You might get the sense from the Kickstarter video that the game is heavily slanted toward offence, but Lazur assured me that the defence is just as strong. “I was surprised by how powerful it is,” he said. “There are lot of opportunities for fumbles, a lot of power-ups or perks which will help facilitate that.

“Playing catch-up is a lot easier than in other football games, but then again, the offence can go balance out their attack with their own power-up strings. There’s a lot of opportunity there for both teams to have exciting moves.”

So you load up the game and you can go into matchmaking mode, where you’ll be placed against an opponent based on an aggregate “score” that is a combination of your character levels, power-ups, and skills. It’s best played on WiFi, since it’s all real time, and you can play it in very short bursts — each quarter is two minutes, Lazur says.

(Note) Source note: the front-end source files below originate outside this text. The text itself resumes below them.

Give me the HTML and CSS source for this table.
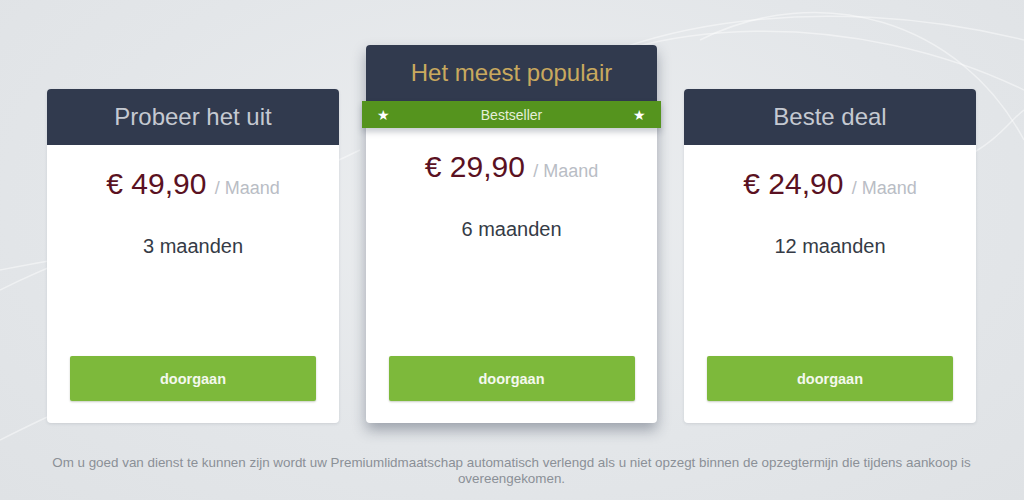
FILE: index.html
```html
<!DOCTYPE html>
<html lang="nl">
<head>
<meta charset="utf-8">
<title>Premium</title>
<link rel="stylesheet" href="styles.css">
</head>
<body>
<svg class="bg-curves" width="1024" height="500" viewBox="0 0 1024 500" aria-hidden="true">
  <path d="M500 120 C 600 20, 820 -10, 1024 40" />
  <path d="M520 100 C 640 10, 860 10, 1024 90" />
  <path d="M700 40 C 820 -20, 960 20, 1024 140" />
  <path d="M0 290 C 120 230, 260 200, 360 150" />
  <path d="M0 270 C 100 250, 200 240, 300 215" />
  <path d="M0 440 C 40 420, 80 400, 120 390" />
  <path d="M960 160 C 1000 140, 1010 120, 1024 110" />
</svg>
<main class="page">
  <section class="plans">
    <article class="card">
      <header class="card-head"><h2 class="card-title">Probeer het uit</h2></header>
      <div class="card-body">
        <p class="price">€ 49,90 <span class="per">/ Maand</span></p>
        <p class="term">3 maanden</p>
        <button class="cta">doorgaan</button>
      </div>
    </article>
    <article class="card card--featured">
      <header class="card-head card-head--featured"><h2 class="card-title card-title--featured">Het meest populair</h2></header>
      <div class="ribbon">
        <span class="star">★</span>
        <span class="ribbon-text">Bestseller</span>
        <span class="star">★</span>
      </div>
      <div class="card-body">
        <p class="price">€ 29,90 <span class="per">/ Maand</span></p>
        <p class="term">6 maanden</p>
        <button class="cta">doorgaan</button>
      </div>
    </article>
    <article class="card">
      <header class="card-head"><h2 class="card-title">Beste deal</h2></header>
      <div class="card-body">
        <p class="price">€ 24,90 <span class="per">/ Maand</span></p>
        <p class="term">12 maanden</p>
        <button class="cta">doorgaan</button>
      </div>
    </article>
  </section>
  <p class="note">Om u goed van dienst te kunnen zijn wordt uw Premiumlidmaatschap automatisch verlengd als u niet opzegt binnen de opzegtermijn die tijdens aankoop is overeengekomen.</p>
</main>
</body>
</html>
```

FILE: styles.css
```css
html, body {
  margin: 0;
  padding: 0;
}
body {
  width: 1024px;
  height: 500px;
  overflow: hidden;
  background: radial-gradient(ellipse at 50% 40%, #eceef0 0%, #e3e6e9 60%, #dfe2e5 100%);
  font-family: "Liberation Sans", Arial, sans-serif;
  position: relative;
}
.bg-curves {
  position: absolute;
  left: 0;
  top: 0;
  pointer-events: none;
}
.bg-curves path {
  fill: none;
  stroke: #ffffff;
  stroke-opacity: 0.45;
  stroke-width: 1.5;
}
.page {
  position: relative;
  padding: 45px 48px 0 47px;
}
.plans {
  display: flex;
  align-items: flex-end;
  gap: 27px;
}
.card {
  width: 292px;
  height: 334px;
  background: #ffffff;
  border-radius: 4px;
  display: flex;
  flex-direction: column;
  box-shadow: 0 1px 3px rgba(40, 50, 70, 0.12);
  position: relative;
}
.card--featured {
  width: 291px;
  height: 378px;
  box-shadow: 0 7px 14px rgba(40, 50, 70, 0.38);
  z-index: 1;
}
.card-head {
  height: 56px;
  background: #313a4e;
  border-radius: 4px 4px 0 0;
  display: flex;
  align-items: center;
  justify-content: center;
}
.card-title {
  margin: 0;
  font-weight: normal;
  font-size: 24px;
  color: #c5c9d1;
}
.card-title--featured {
  color: #c9a95e;
}
.ribbon {
  height: 27px;
  margin: 0 -4px;
  background: #55941e;
  display: flex;
  align-items: center;
  justify-content: space-between;
  padding: 0 15px;
  box-shadow: 0 4px 6px rgba(40, 50, 70, 0.25);
  position: relative;
}
.star {
  color: #ffffff;
  font-size: 14px;
  line-height: 14px;
}
.ribbon-text {
  color: #e6efd9;
  font-size: 14px;
}
.card-body {
  flex: 1;
  display: flex;
  flex-direction: column;
  align-items: center;
  padding: 22px 23px 22px 23px;
}
.price {
  margin: 0;
  font-size: 30px;
  line-height: 34px;
  color: #5a1122;
}
.per {
  font-size: 18px;
  color: #b9bdc5;
}
.term {
  margin: 29px 0 0;
  font-size: 20px;
  line-height: 24px;
  color: #353b46;
}
.cta {
  margin-top: auto;
  width: 246px;
  height: 45px;
  border: 0;
  border-radius: 2px;
  background: #7db93b;
  color: #f4f8ee;
  font-family: "Liberation Sans", Arial, sans-serif;
  font-weight: bold;
  font-size: 14.5px;
  box-shadow: 0 1px 2px rgba(40, 60, 20, 0.25);
}
.note {
  margin: 32px -12px 0;
  text-align: center;
  font-size: 13.4px;
  line-height: 16px;
  color: #8b9097;
}
```
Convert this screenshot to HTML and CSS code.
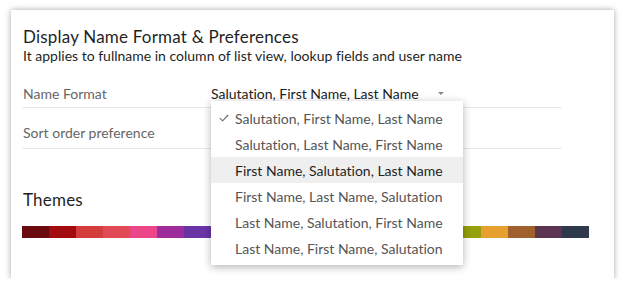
FILE: index.html
```html
<!DOCTYPE html>
<html>
<head>
<meta charset="utf-8">
<link rel="stylesheet" href="styles.css">
</head>
<body>
<div class="card">
  <h1 class="title">Display Name Format &amp; Preferences</h1>
  <p class="subtitle">It applies to fullname in column of list view, lookup fields and user name</p>
  <div class="rows">
    <div class="row row-first">
      <span class="label">Name Format</span>
      <span class="select">Salutation, First Name, Last Name<span class="caret"></span></span>
    </div>
    <div class="row row-second">
      <span class="label">Sort order preference</span>
    </div>
  </div>
  <h2 class="themes-title">Themes</h2>
  <div class="swatches">
    <span class="sw" style="background:#6b0a0e"></span>
    <span class="sw" style="background:#a30b10"></span>
    <span class="sw" style="background:#d43c3c"></span>
    <span class="sw" style="background:#e04b55"></span>
    <span class="sw" style="background:#ea4688"></span>
    <span class="sw" style="background:#9f2c9c"></span>
    <span class="sw" style="background:#6a34a6"></span>
    <span class="sw" style="background:#3f51b5"></span>
    <span class="sw" style="background:#2a7bd4"></span>
    <span class="sw" style="background:#1e9ad6"></span>
    <span class="sw" style="background:#13a3b0"></span>
    <span class="sw" style="background:#129a7a"></span>
    <span class="sw" style="background:#2f9e4a"></span>
    <span class="sw" style="background:#6aa534"></span>
    <span class="sw" style="background:#8ba51c"></span>
    <span class="sw" style="background:#8f9b0c"></span>
    <span class="sw" style="background:#94a00c"></span>
    <span class="sw" style="background:#e8a130"></span>
    <span class="sw" style="background:#a0612c"></span>
    <span class="sw" style="background:#5b3550"></span>
    <span class="sw" style="background:#2e394d"></span>
  </div>
  <ul class="menu">
    <li class="item selected"><svg class="check" width="10" height="8" viewBox="0 0 10 8"><path d="M0.8 4.2 L3.6 6.8 L9.2 1" fill="none" stroke="#666" stroke-width="1.1"/></svg>Salutation, First Name, Last Name</li>
    <li class="item">Salutation, Last Name, First Name</li>
    <li class="item hover">First Name, Salutation, Last Name</li>
    <li class="item">First Name, Last Name, Salutation</li>
    <li class="item">Last Name, Salutation, First Name</li>
    <li class="item">Last Name, First Name, Salutation</li>
  </ul>
</div>
</body>
</html>
```

FILE: styles.css
```css
html, body {
  margin: 0;
  padding: 0;
  background: #ffffff;
}
body {
  font-family: Lato, "Liberation Sans", sans-serif;
  font-variant-ligatures: none;
  color: #222;
}
.card {
  position: relative;
  box-sizing: border-box;
  margin: 10px 0 0 11px;
  width: 603px;
  height: 269px;
  background: #fff;
  box-shadow: 0 0 6px rgba(0, 0, 0, 0.35);
  padding: 17px 0 0 12px;
}
.title {
  margin: 0;
  font-size: 17px;
  font-weight: 400;
  line-height: 20px;
  letter-spacing: 0.2px;
  color: #1f1f1f;
}
.subtitle {
  margin: 0;
  font-size: 14px;
  line-height: 18px;
  color: #1f1f1f;
}
.rows {
  margin-top: 15px;
  width: 540px;
  margin-left: -1px;
}
.row {
  display: flex;
  border-bottom: 1px solid #e8e8e8;
  padding-left: 1px;
}
.row-first {
  height: 27px;
  align-items: center;
}
.row-second {
  height: 41px;
  align-items: flex-end;
  box-sizing: border-box;
  padding-bottom: 6px;
}
.label {
  width: 188px;
  font-size: 14px;
  line-height: 18px;
  color: #666;
}
.select {
  display: flex;
  align-items: center;
  font-size: 14px;
  line-height: 18px;
  color: #222;
}
.caret {
  margin-left: 19px;
  width: 0;
  height: 0;
  border-left: 3px solid transparent;
  border-right: 3px solid transparent;
  border-top: 3px solid #8a8a8a;
}
.themes-title {
  margin: 41px 0 0;
  font-size: 17px;
  font-weight: 400;
  line-height: 20px;
  letter-spacing: 0.2px;
  color: #1f1f1f;
}
.swatches {
  display: flex;
  margin: 16px 0 0 -1px;
}
.sw {
  display: block;
  width: 27px;
  height: 12px;
}
.menu {
  position: absolute;
  left: 200px;
  top: 91px;
  width: 252px;
  margin: 0;
  padding: 4px 0;
  list-style: none;
  background: #fff;
  box-shadow: 0 2px 8px rgba(0, 0, 0, 0.3);
}
.item {
  display: flex;
  align-items: center;
  height: 26px;
  padding-left: 24px;
  font-size: 14px;
  color: #555;
}
.item.selected {
  padding-left: 8px;
}
.check {
  margin-right: 6px;
}
.item.hover {
  background: #efefef;
  color: #1f1f1f;
}
```
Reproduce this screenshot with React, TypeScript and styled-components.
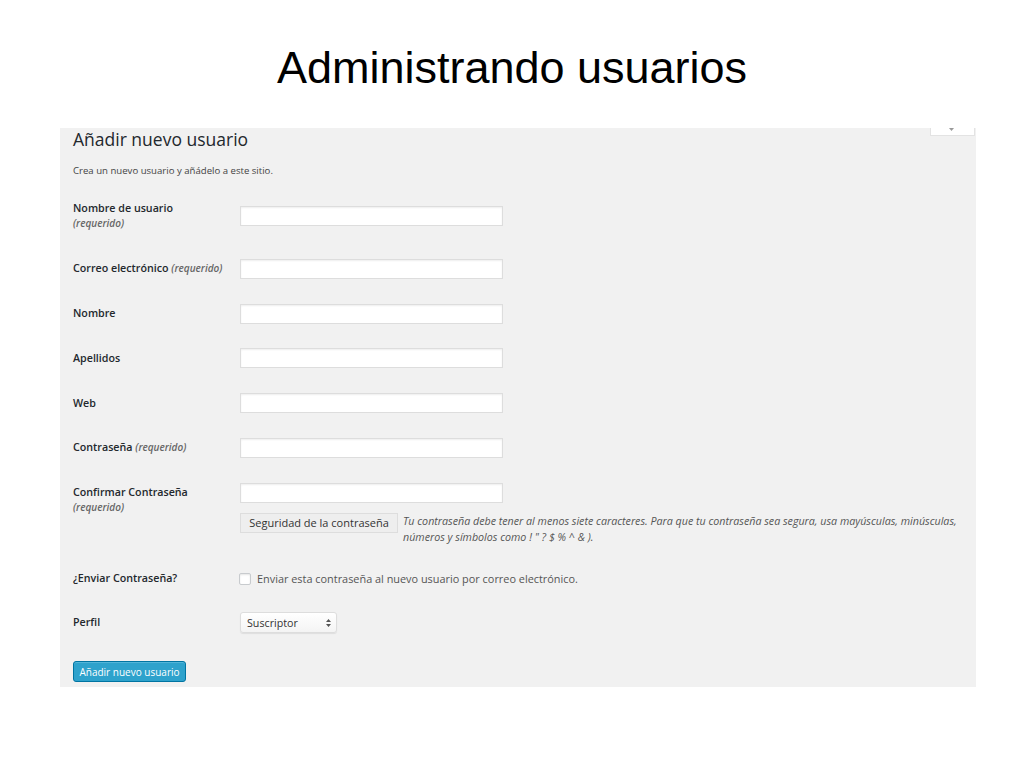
import React from 'react';
import styled, { createGlobalStyle } from 'styled-components';

const GlobalStyle = createGlobalStyle`
  html, body {
    margin: 0;
    padding: 0;
    background: #fff;
  }
`;

const Slide = styled.div`
  width: 1024px;
  height: 768px;
  display: flex;
  flex-direction: column;
`;

const Title = styled.h1`
  margin: 45px 0 0;
  font-family: "Liberation Sans", Arial, sans-serif;
  font-weight: 400;
  font-size: 45px;
  line-height: 45px;
  text-align: center;
  color: #000;
`;

const Panel = styled.section`
  margin: 38px 0 0 60px;
  width: 916px;
  height: 559px;
  box-sizing: border-box;
  padding-left: 13px;
  background: #f1f1f1;
  font-family: "Open Sans", "DejaVu Sans", sans-serif;
  color: #444;
  display: flex;
  flex-direction: column;
`;

const Header = styled.div`
  display: flex;
  justify-content: space-between;
  align-items: flex-start;
`;

const Heading = styled.h2`
  margin: 0;
  font-size: 17.5px;
  line-height: 23px;
  font-weight: 400;
  color: #23282d;
`;

const HelpTab = styled.div`
  width: 43px;
  height: 7px;
  margin-right: 1px;
  background: #fff;
  border: 1px solid #e3e3e3;
  border-top: none;
  display: flex;
  justify-content: center;
  align-items: flex-start;
  svg {
    margin-left: -2px;
  }
`;

const Intro = styled.p`
  margin: 11.5px 0 0;
  font-size: 9.6px;
  line-height: 15px;
  color: #444;
`;

const Form = styled.form`
  margin-top: 23.5px;
  display: flex;
  flex-direction: column;
  gap: 24.8px;
`;

const Row = styled.div<{ $top?: boolean; $space?: number }>`
  display: grid;
  grid-template-columns: 167px 1fr;
  align-items: ${p => (p.$top ? 'start' : 'center')};
  margin-bottom: ${p => p.$space ?? 0}px;
`;

const Label = styled.label<{ $top?: boolean }>`
  font-size: 10.7px;
  line-height: 15px;
  font-weight: 600;
  color: #23282d;
  padding-top: ${p => (p.$top ? '2px' : '0')};
`;

const Req = styled.span<{ $block?: boolean }>`
  display: ${p => (p.$block ? 'block' : 'inline')};
  font-size: 10px;
  font-style: italic;
  font-weight: 600;
  color: #666;
`;

const TextInput = styled.input`
  display: block;
  width: 263px;
  height: 20px;
  box-sizing: border-box;
  margin: 0;
  padding: 0 5px;
  border: 1px solid #ddd;
  background: #fff;
  box-shadow: inset 0 1px 2px rgba(0, 0, 0, 0.07);
  outline: none;
`;

const Stack = styled.div`
  display: flex;
  flex-direction: column;
  gap: 10px;
`;

const MeterRow = styled.div`
  display: flex;
  align-items: flex-start;
  gap: 5px;
`;

const Meter = styled.div`
  flex: none;
  width: 158px;
  height: 20px;
  box-sizing: border-box;
  border: 1px solid #ddd;
  background: #eee;
  color: #333;
  font-size: 11px;
  line-height: 18px;
  text-align: center;
`;

const Hint = styled.p`
  margin: 0;
  font-size: 10.7px;
  line-height: 16px;
  font-style: italic;
  color: #555;
`;

const CheckLine = styled.label`
  display: flex;
  align-items: center;
  gap: 6px;
  margin-left: -1px;
  font-size: 10.9px;
  line-height: 18px;
  color: #555;
`;

const Box = styled.span`
  width: 12px;
  height: 12px;
  box-sizing: border-box;
  border: 1px solid #c8cbce;
  border-radius: 2px;
  background: #fff;
  box-shadow: inset 0 1px 2px rgba(0, 0, 0, 0.1);
`;

const Select = styled.div`
  width: 97px;
  height: 21px;
  box-sizing: border-box;
  display: flex;
  align-items: center;
  justify-content: space-between;
  padding: 0 5px 0 6px;
  border: 1px solid #ddd;
  border-radius: 3px;
  background: linear-gradient(#fff, #f4f4f4);
  box-shadow: 0 1px 1px rgba(0, 0, 0, 0.08);
  font-size: 10.7px;
  color: #333;
`;

const Button = styled.button`
  align-self: flex-start;
  margin-top: 3px;
  width: 113px;
  height: 21px;
  padding: 0;
  border: 1px solid #0074a2;
  border-radius: 3px;
  background: #2ea2cc;
  box-shadow: inset 0 1px 0 rgba(120, 200, 230, 0.5);
  color: #fff;
  font-family: "Open Sans", "DejaVu Sans", sans-serif;
  font-size: 10px;
  cursor: pointer;
`;

const fields = [
  { label: 'Nombre', id: 'first_name' },
  { label: 'Apellidos', id: 'last_name' },
  { label: 'Web', id: 'url' },
];

export default function App() {
  return (
    <>
      <GlobalStyle />
      <Slide>
        <Title>Administrando usuarios</Title>
        <Panel>
          <Header>
            <Heading>Añadir nuevo usuario</Heading>
            <HelpTab>
              <svg width="5" height="4" viewBox="0 0 5 4">
                <path d="M0 0h5L2.5 3z" fill="#999" />
              </svg>
            </HelpTab>
          </Header>
          <Intro>Crea un nuevo usuario y añádelo a este sitio.</Intro>

          <Form onSubmit={e => e.preventDefault()}>
            <Row $space={3}>
              <Label>
                Nombre de usuario
                <Req $block>(requerido)</Req>
              </Label>
              <TextInput />
            </Row>
            <Row>
              <Label>
                Correo electrónico <Req>(requerido)</Req>
              </Label>
              <TextInput />
            </Row>
            {fields.map(f => (
              <Row key={f.id}>
                <Label>{f.label}</Label>
                <TextInput />
              </Row>
            ))}
            <Row>
              <Label>
                Contraseña <Req>(requerido)</Req>
              </Label>
              <TextInput type="password" />
            </Row>
            <Row $top>
              <Label $top>
                Confirmar Contraseña
                <Req $block>(requerido)</Req>
              </Label>
              <Stack>
                <TextInput type="password" />
                <MeterRow>
                  <Meter>Seguridad de la contraseña</Meter>
                  <Hint>
                    Tu contraseña debe tener al menos siete caracteres. Para que tu contraseña sea segura, usa mayúsculas, minúsculas,
                    <br />
                    números y símbolos como ! " ? $ % ^ &amp; ).
                  </Hint>
                </MeterRow>
              </Stack>
            </Row>
            <Row>
              <Label>¿Enviar Contraseña?</Label>
              <CheckLine>
                <Box />
                Enviar esta contraseña al nuevo usuario por correo electrónico.
              </CheckLine>
            </Row>
            <Row>
              <Label>Perfil</Label>
              <Select>
                <span>Suscriptor</span>
                <svg width="5" height="8" viewBox="0 0 5 8">
                  <path d="M2.5 0L5 3H0z M2.5 8L0 5h5z" fill="#555" />
                </svg>
              </Select>
            </Row>
            <Button type="submit">Añadir nuevo usuario</Button>
          </Form>
        </Panel>
      </Slide>
    </>
  );
}
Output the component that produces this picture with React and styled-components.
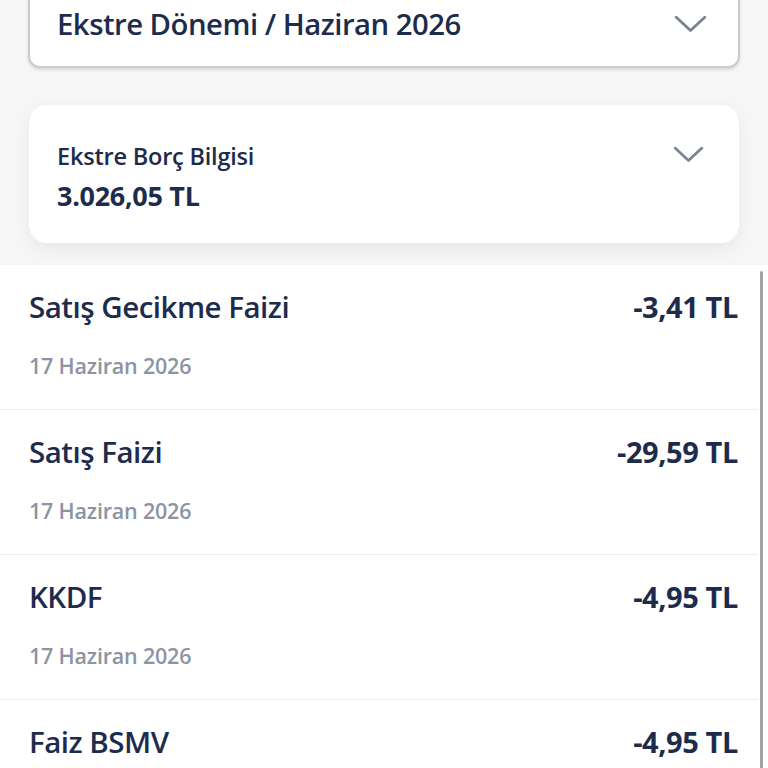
import React from "react";
import styled, { createGlobalStyle } from "styled-components";

const navy = "#1d2c4c";
const grey = "#8c94a3";

const GlobalStyle = createGlobalStyle`
  body {
    margin: 0;
    background: #f6f6f6;
    font-family: "Open Sans", "Noto Sans", sans-serif;
    color: ${navy};
    overflow: hidden;
  }
`;

const Page = styled.div`
  height: 768px;
  display: flex;
  flex-direction: column;
  overflow: hidden;
  & > * {
    flex-shrink: 0;
  }
`;

const PeriodSelect = styled.div`
  margin: -20px 28px 0;
  height: 88px;
  box-sizing: border-box;
  display: flex;
  align-items: center;
  justify-content: space-between;
  padding: 0 31px 0 27px;
  background: #fff;
  border: 2px solid #c9ccd1;
  border-radius: 12px;
  box-shadow: 0 2px 3px rgba(0, 0, 0, 0.12);
  font-size: 29.3px;
  font-weight: 600;
  letter-spacing: -0.5px;
`;

const Card = styled.div`
  margin: 37px 29px 0;
  height: 138px;
  box-sizing: border-box;
  padding: 36px 35px 0 28px;
  display: flex;
  justify-content: space-between;
  background: #fff;
  border-radius: 18px;
  box-shadow: 0 6px 18px rgba(0, 0, 0, 0.06);
`;

const CardLabel = styled.div`
  font-size: 23.5px;
  font-weight: 600;
  line-height: 30px;
  letter-spacing: -0.2px;
`;

const CardValue = styled.div`
  margin-top: 8px;
  font-size: 27px;
  font-weight: 700;
  line-height: 34px;
  letter-spacing: -0.3px;
`;

const CardToggle = styled.div`
  margin-top: 4px;
`;

const List = styled.div`
  position: relative;
  margin-top: 22px;
  flex: 1;
  background: #fff;
`;

const Row = styled.div`
  height: 145px;
  box-sizing: border-box;
  padding: 22px 20px 0 29px;
  margin-right: 10px;
  border-bottom: 1px solid #ececee;
`;

const RowTop = styled.div`
  display: flex;
  justify-content: space-between;
  align-items: baseline;
`;

const Title = styled.div`
  font-size: 29.5px;
  font-weight: 600;
  line-height: 40px;
  letter-spacing: -0.5px;
`;

const Amount = styled.div`
  font-size: 29px;
  font-weight: 700;
  line-height: 40px;
  letter-spacing: -0.4px;
`;

const DateText = styled.div`
  margin-top: 24px;
  font-size: 21.5px;
  font-weight: 600;
  line-height: 30px;
  color: ${grey};
  letter-spacing: -0.2px;
`;

const ScrollThumb = styled.div`
  position: absolute;
  top: 6px;
  bottom: 0;
  right: 5px;
  width: 3px;
  border-radius: 2px;
  background: #a3a3a3;
`;

function Chevron({ size = 30 }) {
  return (
    <svg width={size} height={size * 0.6} viewBox="0 0 30 18" fill="none">
      <path
        d="M2 3 L15 15 L28 3"
        stroke="#7b8292"
        strokeWidth="2.6"
        strokeLinecap="round"
        strokeLinejoin="round"
      />
    </svg>
  );
}

const items = [
  { title: "Satış Gecikme Faizi", amount: "-3,41 TL", date: "17 Haziran 2026" },
  { title: "Satış Faizi", amount: "-29,59 TL", date: "17 Haziran 2026" },
  { title: "KKDF", amount: "-4,95 TL", date: "17 Haziran 2026" },
  { title: "Faiz BSMV", amount: "-4,95 TL", date: "17 Haziran 2026" },
];

export default function App() {
  return (
    <Page>
      <GlobalStyle />
      <PeriodSelect>
        <span>Ekstre Dönemi / Haziran 2026</span>
        <Chevron size={33} />
      </PeriodSelect>
      <Card>
        <div>
          <CardLabel>Ekstre Borç Bilgisi</CardLabel>
          <CardValue>3.026,05 TL</CardValue>
        </div>
        <CardToggle>
          <Chevron size={31} />
        </CardToggle>
      </Card>
      <List>
        {items.map((it, i) => (
          <Row key={i}>
            <RowTop>
              <Title>{it.title}</Title>
              <Amount>{it.amount}</Amount>
            </RowTop>
            <DateText>{it.date}</DateText>
          </Row>
        ))}
        <ScrollThumb />
      </List>
    </Page>
  );
}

There’s also a tournament mode that lets you grind through a division of four or five computer-controlled teams. Once you conquer the division, you get a trophy. “So it’s pretty simple, but it’ll give you something to do,” Lazur said. “You’ll still level up your guys. You’ll level up whether you’re playing single-player or multiplayer. You’re just constantly getting better.”

They’ve also got customised touchdown dances. “That’s one thing you can’t do in the NFL because they’re completely against any excessive celebration,” Lazur said. “There’s a spike button in the endzone… In the future, we want to have a very cool sort of customisation where you score a touchdown and you can put text, customise the message.”

Football Heroes will be out by the end of the year, Lazur says. Or at least before football season is over. Even if Roger Goodell doesn’t approve.